Port facilities across northern Europe are all reporting what appears to be a spreading cyberattack targeting the region’s oil operations. After initial reports of disruptions in Germany, reports are now also coming in from the Netherlands and Belgium saying that it is impacting the loading and unloading of barges at a time when the oil market is already strained by winter weather. Local prosecutors in the three countries are investigating while reports indicate the European Union’s policy agency has also offered to support the investigation.
The first instances of what appears to be a sophisticated cyberattack were reported in Germany late last week. Oiltranking Group and Mabanaft discovered they had been a victim of a cyber incident on January 29. The companies reporting taking actions to address the situation and strength their network while investigation the extent of the intrusion. A separate company Oiltanking Deutschland that runs terminals in Germany reported that it was operating on a limited capacity and Mabanaft Deutschland which runs inland terminals also reported that its operations were being impacted. Both Oiltanking Deutschland and Mabanaft Deutschland declares force majeure reporting that they were having problems honoring delivery contracts.

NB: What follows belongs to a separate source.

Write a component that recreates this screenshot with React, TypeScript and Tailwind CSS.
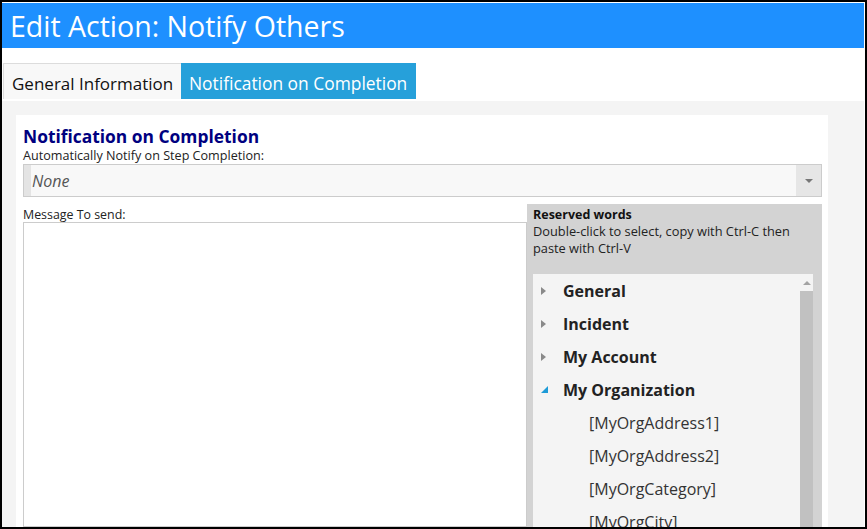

German judicial authorities confirmed that they had launched an investigation into suspected extortion of oil operators. The German newspaper Handelsblatt first reported that the German security services believe the attack began with BlackCat ransomware. The software first appeared late last year and drew attention because of its sophisticated approach and incorporating several so-called innovations versus other ransomware.
After the reports of problems in Hamburg, additional terminals began also reporting outages. Belgian authorities are also investigating after ports in Ghent and Antwerp-Zeebrugge were impacted. Similarly, the authorities in the Netherlands became involved. SEA-Tank, Oiltanking, and Evos in Amsterdam, Ghent and Antwerp are all reporting issues related to their operating systems.
The head of Germany’s IT security agency in a press briefing called the incident serious but said it was not grave believing that it has been contained. The authorities are investigating if it was a coordinated attack on multiple locations or if it spread through the cross-border operations along the Dutch-Belgian oil trading hub.
The unloading of oil barges has become an issue while elsewhere companies have worked to reroute shipments. This week, Shell said it was taking steps to reroute to different supply depots because of the attacks.
The current attack is reminiscent of the May 2021 ransomware incident on the U.S.’s Colonial Pipeline. The pipeline, which is one of the largest and most critical in the U.S. as it feeds much of the East Coast, was disrupted for days.